Give every line back verbatim, dropping all images.

• _Provided material_
================

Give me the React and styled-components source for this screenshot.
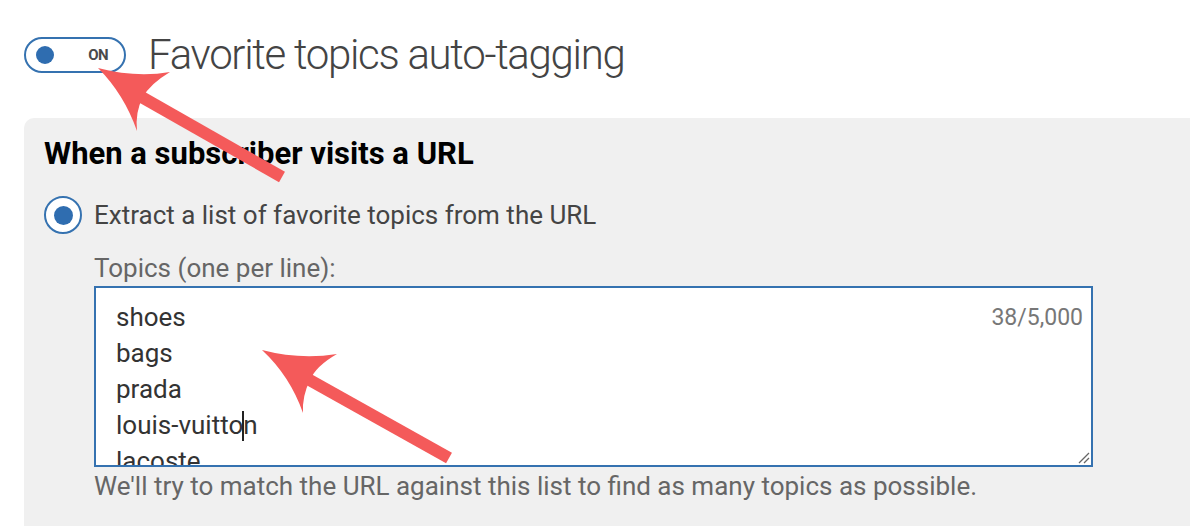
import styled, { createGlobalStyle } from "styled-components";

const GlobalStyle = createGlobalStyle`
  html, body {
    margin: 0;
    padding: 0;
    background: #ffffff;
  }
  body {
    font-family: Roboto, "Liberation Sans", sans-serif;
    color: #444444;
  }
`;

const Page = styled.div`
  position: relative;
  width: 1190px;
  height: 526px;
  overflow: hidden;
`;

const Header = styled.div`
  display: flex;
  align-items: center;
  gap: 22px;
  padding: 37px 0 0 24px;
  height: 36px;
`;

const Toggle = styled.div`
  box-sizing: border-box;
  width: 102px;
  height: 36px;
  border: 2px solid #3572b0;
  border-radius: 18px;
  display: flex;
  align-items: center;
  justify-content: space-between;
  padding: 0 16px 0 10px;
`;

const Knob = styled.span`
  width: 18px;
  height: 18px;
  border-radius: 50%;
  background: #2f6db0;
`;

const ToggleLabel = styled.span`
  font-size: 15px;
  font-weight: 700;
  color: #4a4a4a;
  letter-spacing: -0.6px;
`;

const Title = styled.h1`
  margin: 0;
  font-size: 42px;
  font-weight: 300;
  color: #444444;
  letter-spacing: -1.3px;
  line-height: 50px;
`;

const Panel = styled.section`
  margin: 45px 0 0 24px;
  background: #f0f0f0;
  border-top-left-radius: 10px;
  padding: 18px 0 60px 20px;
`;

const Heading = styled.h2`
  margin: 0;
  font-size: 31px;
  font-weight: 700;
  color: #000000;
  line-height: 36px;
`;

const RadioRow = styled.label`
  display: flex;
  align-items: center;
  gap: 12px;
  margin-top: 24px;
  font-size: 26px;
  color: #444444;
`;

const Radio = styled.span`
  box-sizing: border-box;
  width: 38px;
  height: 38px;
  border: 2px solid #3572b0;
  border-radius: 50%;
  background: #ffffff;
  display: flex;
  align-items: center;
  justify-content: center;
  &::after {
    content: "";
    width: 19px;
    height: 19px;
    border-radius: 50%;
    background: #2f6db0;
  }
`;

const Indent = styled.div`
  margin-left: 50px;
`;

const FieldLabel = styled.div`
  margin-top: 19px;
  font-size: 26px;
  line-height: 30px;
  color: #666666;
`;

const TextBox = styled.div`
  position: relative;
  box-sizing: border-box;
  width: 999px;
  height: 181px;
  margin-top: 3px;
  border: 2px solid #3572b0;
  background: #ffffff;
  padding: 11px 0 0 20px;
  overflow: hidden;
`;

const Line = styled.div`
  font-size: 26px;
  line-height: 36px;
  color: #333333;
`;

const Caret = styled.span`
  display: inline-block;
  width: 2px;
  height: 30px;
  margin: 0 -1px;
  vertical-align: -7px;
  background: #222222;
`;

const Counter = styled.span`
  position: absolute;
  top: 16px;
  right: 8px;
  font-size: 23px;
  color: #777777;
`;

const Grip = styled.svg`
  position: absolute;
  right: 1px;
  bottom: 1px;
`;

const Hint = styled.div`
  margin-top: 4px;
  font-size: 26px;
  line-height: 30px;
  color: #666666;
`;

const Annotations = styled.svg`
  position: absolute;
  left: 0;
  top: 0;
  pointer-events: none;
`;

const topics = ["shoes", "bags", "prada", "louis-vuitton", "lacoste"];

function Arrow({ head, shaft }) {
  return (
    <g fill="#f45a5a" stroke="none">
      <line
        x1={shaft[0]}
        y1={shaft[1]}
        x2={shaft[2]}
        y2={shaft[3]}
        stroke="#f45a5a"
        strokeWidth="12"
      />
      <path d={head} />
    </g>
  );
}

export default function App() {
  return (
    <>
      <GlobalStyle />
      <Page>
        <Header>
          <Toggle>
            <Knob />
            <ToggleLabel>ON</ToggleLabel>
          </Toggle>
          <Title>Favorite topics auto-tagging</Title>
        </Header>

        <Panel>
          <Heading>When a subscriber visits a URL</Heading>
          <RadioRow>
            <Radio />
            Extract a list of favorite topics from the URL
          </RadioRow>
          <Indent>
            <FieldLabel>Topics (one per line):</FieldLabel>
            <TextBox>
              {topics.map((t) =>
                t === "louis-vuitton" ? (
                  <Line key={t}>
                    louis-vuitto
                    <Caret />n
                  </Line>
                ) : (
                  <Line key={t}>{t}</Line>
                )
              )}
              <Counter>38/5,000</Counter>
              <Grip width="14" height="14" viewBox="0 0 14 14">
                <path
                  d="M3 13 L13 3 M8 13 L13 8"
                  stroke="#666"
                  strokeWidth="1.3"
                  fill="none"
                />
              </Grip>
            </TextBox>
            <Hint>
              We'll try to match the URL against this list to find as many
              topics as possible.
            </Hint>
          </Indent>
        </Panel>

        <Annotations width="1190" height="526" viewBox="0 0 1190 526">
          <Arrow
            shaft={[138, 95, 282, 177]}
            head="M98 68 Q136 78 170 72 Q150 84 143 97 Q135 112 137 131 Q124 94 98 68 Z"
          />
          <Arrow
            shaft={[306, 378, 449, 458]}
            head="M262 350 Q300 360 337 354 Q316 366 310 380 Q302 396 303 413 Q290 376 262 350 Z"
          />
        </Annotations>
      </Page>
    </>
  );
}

================

• _Finished exercise_
Give me the React and styled-components source for this screenshot.
import styled, { createGlobalStyle } from "styled-components";

const GlobalStyle = createGlobalStyle`
  html, body {
    margin: 0;
    padding: 0;
    background: #ffffff;
  }
  body {
    font-family: Roboto, "Liberation Sans", sans-serif;
    color: #444444;
  }
`;

const Page = styled.div`
  position: relative;
  width: 1190px;
  height: 526px;
  overflow: hidden;
`;

const Header = styled.div`
  display: flex;
  align-items: center;
  gap: 22px;
  padding: 37px 0 0 24px;
  height: 36px;
`;

const Toggle = styled.div`
  box-sizing: border-box;
  width: 102px;
  height: 36px;
  border: 2px solid #3572b0;
  border-radius: 18px;
  display: flex;
  align-items: center;
  justify-content: space-between;
  padding: 0 16px 0 10px;
`;

const Knob = styled.span`
  width: 18px;
  height: 18px;
  border-radius: 50%;
  background: #2f6db0;
`;

const ToggleLabel = styled.span`
  font-size: 15px;
  font-weight: 700;
  color: #4a4a4a;
  letter-spacing: -0.6px;
`;

const Title = styled.h1`
  margin: 0;
  font-size: 42px;
  font-weight: 300;
  color: #444444;
  letter-spacing: -1.3px;
  line-height: 50px;
`;

const Panel = styled.section`
  margin: 45px 0 0 24px;
  background: #f0f0f0;
  border-top-left-radius: 10px;
  padding: 18px 0 60px 20px;
`;

const Heading = styled.h2`
  margin: 0;
  font-size: 31px;
  font-weight: 700;
  color: #000000;
  line-height: 36px;
`;

const RadioRow = styled.label`
  display: flex;
  align-items: center;
  gap: 12px;
  margin-top: 24px;
  font-size: 26px;
  color: #444444;
`;

const Radio = styled.span`
  box-sizing: border-box;
  width: 38px;
  height: 38px;
  border: 2px solid #3572b0;
  border-radius: 50%;
  background: #ffffff;
  display: flex;
  align-items: center;
  justify-content: center;
  &::after {
    content: "";
    width: 19px;
    height: 19px;
    border-radius: 50%;
    background: #2f6db0;
  }
`;

const Indent = styled.div`
  margin-left: 50px;
`;

const FieldLabel = styled.div`
  margin-top: 19px;
  font-size: 26px;
  line-height: 30px;
  color: #666666;
`;

const TextBox = styled.div`
  position: relative;
  box-sizing: border-box;
  width: 999px;
  height: 181px;
  margin-top: 3px;
  border: 2px solid #3572b0;
  background: #ffffff;
  padding: 11px 0 0 20px;
  overflow: hidden;
`;

const Line = styled.div`
  font-size: 26px;
  line-height: 36px;
  color: #333333;
`;

const Caret = styled.span`
  display: inline-block;
  width: 2px;
  height: 30px;
  margin: 0 -1px;
  vertical-align: -7px;
  background: #222222;
`;

const Counter = styled.span`
  position: absolute;
  top: 16px;
  right: 8px;
  font-size: 23px;
  color: #777777;
`;

const Grip = styled.svg`
  position: absolute;
  right: 1px;
  bottom: 1px;
`;

const Hint = styled.div`
  margin-top: 4px;
  font-size: 26px;
  line-height: 30px;
  color: #666666;
`;

const Annotations = styled.svg`
  position: absolute;
  left: 0;
  top: 0;
  pointer-events: none;
`;

const topics = ["shoes", "bags", "prada", "louis-vuitton", "lacoste"];

function Arrow({ head, shaft }) {
  return (
    <g fill="#f45a5a" stroke="none">
      <line
        x1={shaft[0]}
        y1={shaft[1]}
        x2={shaft[2]}
        y2={shaft[3]}
        stroke="#f45a5a"
        strokeWidth="12"
      />
      <path d={head} />
    </g>
  );
}

export default function App() {
  return (
    <>
      <GlobalStyle />
      <Page>
        <Header>
          <Toggle>
            <Knob />
            <ToggleLabel>ON</ToggleLabel>
          </Toggle>
          <Title>Favorite topics auto-tagging</Title>
        </Header>

        <Panel>
          <Heading>When a subscriber visits a URL</Heading>
          <RadioRow>
            <Radio />
            Extract a list of favorite topics from the URL
          </RadioRow>
          <Indent>
            <FieldLabel>Topics (one per line):</FieldLabel>
            <TextBox>
              {topics.map((t) =>
                t === "louis-vuitton" ? (
                  <Line key={t}>
                    louis-vuitto
                    <Caret />n
                  </Line>
                ) : (
                  <Line key={t}>{t}</Line>
                )
              )}
              <Counter>38/5,000</Counter>
              <Grip width="14" height="14" viewBox="0 0 14 14">
                <path
                  d="M3 13 L13 3 M8 13 L13 8"
                  stroke="#666"
                  strokeWidth="1.3"
                  fill="none"
                />
              </Grip>
            </TextBox>
            <Hint>
              We'll try to match the URL against this list to find as many
              topics as possible.
            </Hint>
          </Indent>
        </Panel>

        <Annotations width="1190" height="526" viewBox="0 0 1190 526">
          <Arrow
            shaft={[138, 95, 282, 177]}
            head="M98 68 Q136 78 170 72 Q150 84 143 97 Q135 112 137 131 Q124 94 98 68 Z"
          />
          <Arrow
            shaft={[306, 378, 449, 458]}
            head="M262 350 Q300 360 337 354 Q316 366 310 380 Q302 396 303 413 Q290 376 262 350 Z"
          />
        </Annotations>
      </Page>
    </>
  );
}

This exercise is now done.